Pregnancy and summertime don’t mix. I’m sure I’m not the first one to point this out. It was probably a comment Eve made to Adam when carrying Cain: “Boy, this place has really gone downhill after the Fall—not only that, but it’s as hot as that place we just learned about.” My extremely pregnant wife, Lisa, has insisted all summer that the house remain at a steady temperature of 64 degrees—anything warmer than that is unacceptable to her. I feel for her—I really do, but in the summertime, 64 degrees feels surprisingly cold.
It’s just a little strange leaving my office, stepping out into a 99 degree day, driving home and then opening the door to my 64 degree house. Walking into my house lately is a little like drinking a Slurpee too fast. For the record, like most men, I’m usually hot when the women around me are cold. Growing up, I could never figure out how my mother could wear, not one, but two sweaters during the summer months. My brothers and I used to complain about the heat, turn the air conditioning on, and never really feel too much concern that my mom had to go search for her sweaters. Boy, how the tables have been turned. I tried to explain this hot/cold problem to my wife, using examples like: “when you can’t thaw meat in your own kitchen, it might signify a problem,” or “opening the refrigerator door actually warms our kitchen.”
You also find yourself saying some strange things to your children, like “Tarcisius, make sure you take off your sweatshirt before you go outside to play golf,” or “No, Demetrius, we can’t build a fire tonight.”
I’ve suggested turning up the temperature to maybe 68 degrees, but my wife quickly reminded me of the golden rule of the thermostat: those with the babies make the rules.
Sixty-four degrees it is.
Last week, when my wife and I were sitting with our kids watching The Dick van Dyke Show (which brings us to the golden rule of the television: those with the babies get the remote control), something funny happened. Well, actually two funny things happened. The first was that, in the middle of August in northern Virginia, eight children and their father were huddling for warmth around a television, while the mother of the family sipped an iced tea. But the other thing was the question my wife asked. Right after Rob Petrie tripped over the ottoman in his living room, Lisa asked us: “is it a little cool in here?” Keep in mind, when she asked this question, I had left a Wendy’s Frosty on the kitchen counter, and after two hours, it had retained it’s essential chemical properties (to phrase that another way, for those non-chemists reading this: it was still frozen!). Actually, that part of the story is slightly embellished—I would never leave a Frosty unattended for two hours.

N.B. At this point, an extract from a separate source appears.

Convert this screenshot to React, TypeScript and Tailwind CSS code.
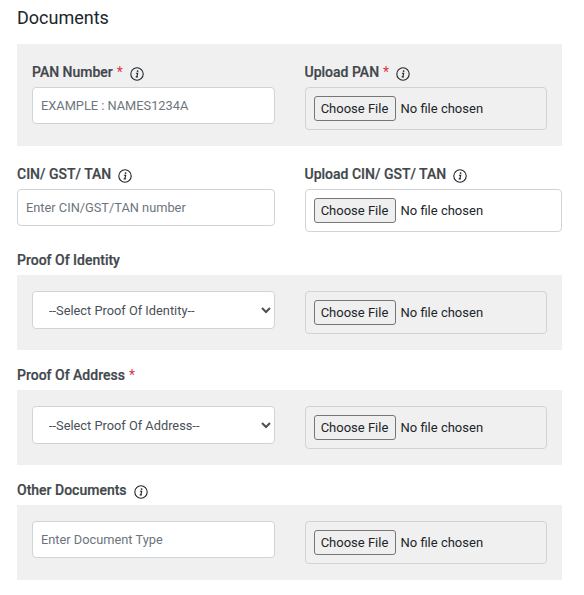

Through chattering teeth, I was able to get out a response to Lisa’s question, “No, honey, it feels about right to me.”
“Really? It feels a little chilly. Must have been a draft,” she replied.
“Yeah, must have been a draft from outside,” I answered.
It’s like living in a meat locker—the problem is, we can’t cook any meat. We’re not allowed to use the oven—it makes the house too hot for Lisa. We used to have biscuits in the morning, but now we eat cold cereal. We’ve collected so many toy surprises from cereal boxes this summer that it’s become the Clark version of “Christmas in July”. Dinner is a bit different too, in the sense that I can’t cook any. I’ve ordered so much pizza this summer that the local pizzeria owner is starting to treat me like a family member (we’re getting together next week for a Pinochle game).
Of course, these aren’t the only downsides. I can’t wait to see my utility bill. I can just imagine employees at the power company passing around my electric bill before they drop it in the mail, making comments like: “Hey Frank, look at this—what do you think Clark’s doing over in that house?”
I can tell you what I’m doing— freezing. At least the baby is due soon— I can’t wait for summer to be over and be warm again. People say that babies bring warmth to a family. In our case, this will be literally true.
If you’re new to this column, at this point, you might be thinking that this has caused some contention between my wife and me. However, nothing could be further from the truth.
With my wife, I know how good I have it.
I’ve always thought that on the day of my judgment, I will stand before God and He will ask me what good I did on earth. My response will be: “I loved my wife.” God will pause for moment, look at me with Divine mis-belief and say: “You married Lisa McGuire; how hard was that?” After seventeen years, 11 pregnancies, up’s and down’s, hot’s and cold’s, richer and poorer, and all the rest, I can still make a claim that few men can make: I married my dream girl, and my dreams get better all the time.
I just wish she’d turn the thermostat up.